10e5b.  The Durbin-Watson statistic is OK for rejecting rho=0 (not
        OK for accepting rho=0, though).  See the comment above to
        7e6b.

10e6.   In (10.70), C --> CN .

10e8a.  The book's FIML estimates in Table 10.3 are incorrect (I don't
        know why -- the model looks right).  Correct estimates are given
        by Calzolari and Panattoni, Econometrica (1988) p.702.  You
        should get a Log Likelihood of -83.3238 at the correct estimates.

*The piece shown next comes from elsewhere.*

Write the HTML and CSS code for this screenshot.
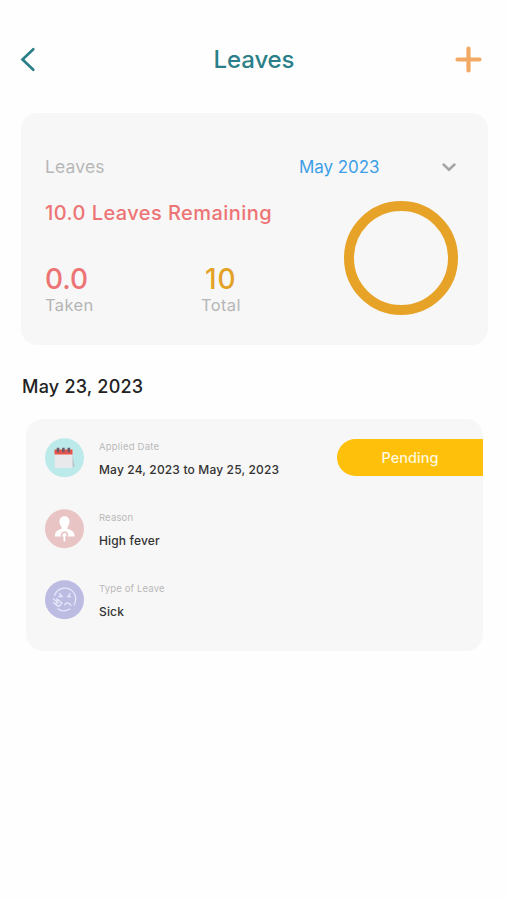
FILE: index.html
```html
<!DOCTYPE html>
<html lang="en">
<head>
<meta charset="utf-8">
<title>Leaves</title>
<link rel="stylesheet" href="styles.css">
</head>
<body>
<header class="bar">
  <svg class="back" width="18" height="26" viewBox="0 0 18 26"><path d="M15.300 2.200 4.500 12.500 15.300 22.800"/></svg>
  <h1>Leaves</h1>
  <svg class="add" width="28" height="28" viewBox="0 0 28 28"><path d="M14.500 2.500v22M3.500 13.500h22"/></svg>
</header>
<main>
  <section class="summary">
    <div class="filter">
      <span class="label">Leaves</span>
      <span class="month">May 2023</span>
      <svg class="chevron" width="16" height="12" viewBox="0 0 16 12"><path d="M2.500 3.500 8 8.700 13.500 3.500"/></svg>
    </div>
    <div class="details">
      <div class="figures">
        <p class="remaining">10.0 Leaves Remaining</p>
        <div class="counts">
          <div class="count taken"><strong>0.0</strong><span>Taken</span></div>
          <div class="count total"><strong>10</strong><span>Total</span></div>
        </div>
      </div>
      <div class="ring"></div>
    </div>
  </section>
  <h2>May 23, 2023</h2>
  <section class="request">
    <div class="row">
      <svg class="icon" width="40" height="40" viewBox="0 0 40 40">
        <circle cx="19.500" cy="19.700" r="19.500" fill="#bce9ea"/>
        <path d="m27 15 2.600 13.500-3 1z" fill="#b4c3ca"/>
        <path d="M9.800 12h17.700v18H9.800z" fill="#e9e9ec"/>
        <path d="M9.500 11.500h18v5h-18z" fill="#e6534a"/>
        <path d="M13 9.700v4.500M18.400 9.700v4.500M23.800 9.700v4.500" stroke="#6a5968" stroke-width="2.500"/>
      </svg>
      <div class="text"><span class="name applied">Applied Date</span><span class="value">May 24, 2023 to May 25, 2023</span></div>
      <div class="badge">Pending</div>
    </div>
    <div class="row">
      <svg class="icon" width="40" height="40" viewBox="0 0 40 40">
        <circle cx="19.500" cy="19.700" r="19.500" fill="#e9c4c5"/>
        <path d="M14.500 12.500c0-7 10-7 10 0 0 2.500-.7 4-2 5.200V20c3.500 1 6.800 1.500 7.200 7.500H9.800c.4-6 3.200-6.500 6.700-7.500v-2.300c-1.300-1.200-2-2.700-2-5.200z" fill="#fff"/>
        <path d="M16.500 28v-1.500c0-4.500 6.300-4 5.900-.7-.2 2-2.200 2-2.600 4.200" fill="none" stroke="#e9c4c5" stroke-width="1.700"/>
        <path d="M19.400 25.500v7" stroke="#fff" stroke-width="1.800"/>
      </svg>
      <div class="text"><span class="name">Reason</span><span class="value">High fever</span></div>
    </div>
    <div class="row">
      <svg class="icon" width="40" height="40" viewBox="0 0 40 40">
        <circle cx="19.500" cy="19.700" r="19.500" fill="#bcbce3"/>
        <g fill="none" stroke="#e6e6fa" stroke-width="1.300" stroke-linecap="round">
          <path d="M9.500 15.500C12.500 7 24 5.500 29 13c3 5 2 8.500 0 12M25 29c-4 2.500-9 2.500-12 0"/>
          <path d="m14.500 13.500 2.500 3h-3M25 13.500l-2 3h2.500M19.500 25c2-3.500 5-2 6.500.5"/>
          <path d="m8.500 19 5 4M8.500 22.500l4 3.500M12 19l5 4-3 3.500-3-2z"/>
        </g>
      </svg>
      <div class="text"><span class="name">Type of Leave</span><span class="value">Sick</span></div>
    </div>
  </section>
</main>
</body>
</html>
```
FILE: styles.css
```css
* { box-sizing: border-box; }
body {
  margin: 0;
  min-height: 900px;
  background: #fefefe;
  font-family: Inter, "Liberation Sans", sans-serif;
}
h1, h2, p { margin: 0; }
svg { display: block; flex: none; }
.bar {
  display: grid;
  grid-template-columns: 60px 1fr 60px;
  align-items: center;
  height: 60px;
  margin-top: 30px;
  padding: 0 25px 0 18px;
}
.bar h1 {
  justify-self: center;
  margin-left: 8px;
  color: #2b7f88;
  font-size: 24px;
  font-weight: 450;
  line-height: 30px;
  letter-spacing: -.1px;
}
.back path, .add path, .chevron path { fill: none; stroke-linecap: round; }
.back path { stroke: #2b7f88; stroke-width: 2.700; }
.add { justify-self: end; }
.add path { stroke: #f2a964; stroke-width: 4.200; }
.summary {
  height: 232px;
  margin: 23px 19px 0 21px;
  padding: 42px 29px 0 24px;
  border-radius: 16px;
  background: #f7f7f7;
}
.filter { display: flex; align-items: center; height: 24px; }
.label {
  width: 254px;
  margin-top: -2px;
  color: #b7b7b7;
  font-size: 17.500px;
  letter-spacing: .15px;
}
.month { color: #3d9fe8; font-size: 17px; letter-spacing: -.05px; white-space: nowrap; }
.chevron { margin-left: auto; margin-right: 2px; }
.chevron path { stroke: #a5a5a5; stroke-width: 2.500; }
.details { display: flex; justify-content: space-between; }
.figures { padding-top: 21px; }
.remaining {
  color: #ed7474;
  font-size: 20px;
  font-weight: 450;
  line-height: 26px;
  letter-spacing: .44px;
  white-space: nowrap;
}
.counts { display: grid; grid-template-columns: 156px auto; justify-content: start; margin-top: 37px; }
.count { display: flex; flex-direction: column; justify-self: start; }
.count strong { font-size: 28px; font-weight: 450; line-height: 32px; }
.count span { color: #b5b5b5; font-size: 16.500px; line-height: 20px; letter-spacing: .35px; }
.taken strong { color: #ed7474; }
.total strong { color: #e3a226; padding-left: 4px; letter-spacing: .8px; }
.ring {
  width: 114px;
  height: 114px;
  margin-top: 22px;
  margin-right: 1px;
  border: 10px solid #e7a328;
  border-radius: 50%;
}
h2 {
  margin: 30px 0 0 22px;
  color: #222;
  font-size: 18px;
  font-weight: 450;
  line-height: 24px;
  letter-spacing: .22px;
}
.request {
  height: 232px;
  margin: 20px 24px 0 26px;
  padding: 19px 0 0 19px;
  border-radius: 17px;
  background: #f7f7f7;
}
.row { display: flex; align-items: center; height: 40px; margin-bottom: 31px; }
.text { display: flex; flex-direction: column; margin-left: 14px; }
.name { color: #b9b9b9; font-size: 9.500px; line-height: 16px; letter-spacing: .15px; }
.applied { letter-spacing: .22px; }
.value { margin-top: 7px; color: #333; font-size: 12px; font-weight: 500; line-height: 16px; letter-spacing: .16px; white-space: nowrap; }
.badge {
  width: 146px;
  height: 37px;
  margin: -2px 0 0 auto;
  border-radius: 19px 0 0 19px;
  background: #ffc00b;
  color: #fff8df;
  font-size: 14.500px;
  font-weight: 500;
  line-height: 37px;
  text-align: center;
}
```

10e8c.  The ML Restricted Reduce Form coefficients in Table 10.4 are
        incorrect (due to incorrect FIML estimates).  LogL should be
        -83.3238, as above.

10e9a.  The diagonal of Jacobian for Klein-I is not unity.  (You have
        to substitute in the identities before taking the derivatives).

10e9b.  det(Jacobian) for Klein(1953) is 1-A1, not unity.  Same comment
        as 10e9a for identities.
        Below (10.65'), C --> CN .

10e9c.  estimate (10.63) first, not (10.62).

10e9f.  det(Jacobian) is not unity, but Jacobian is triangular.
        Note:  if (10.75) is used instead of (10.62), then the Jacobian
        is unity, and IZEF coincides with FIML.  This demonstrates
        that IZEF is sensitive to the normalization of which variable
        is on the LHS, while FIML is invariant to normalization.

p.625   in (11.45a), change  X(i)** theta  to  b*X(i)** theta  .
        the expression  [.]  is ambiguous.

11e1d.  WA2 is for immediate use; AX2 for later use.
        sample LFPR *mean* of 428/753     (not 425/753)
        f(P) = normal *density* function, corresponding to
               cumulative distribution function result of P
             = NORM(CNORMI(P)) in TSP notation

11e4a.  LWW --> LWW1, also include PRIN.  It helps in many of these
        exercises to use LWW1 when it says LWW, because LWW1 = LWW
        when LWW is non-missing.

11e4d.  1 percent change in wage, not 1 dollar change in wage.

11e5b.  H(i) --> WHRS(i)

11e6e.  The Olsen(1980) model is not identified when the RHS variables
        in the Probit and OLS equations are the same.  It requires
        an exclusion restriction for identification.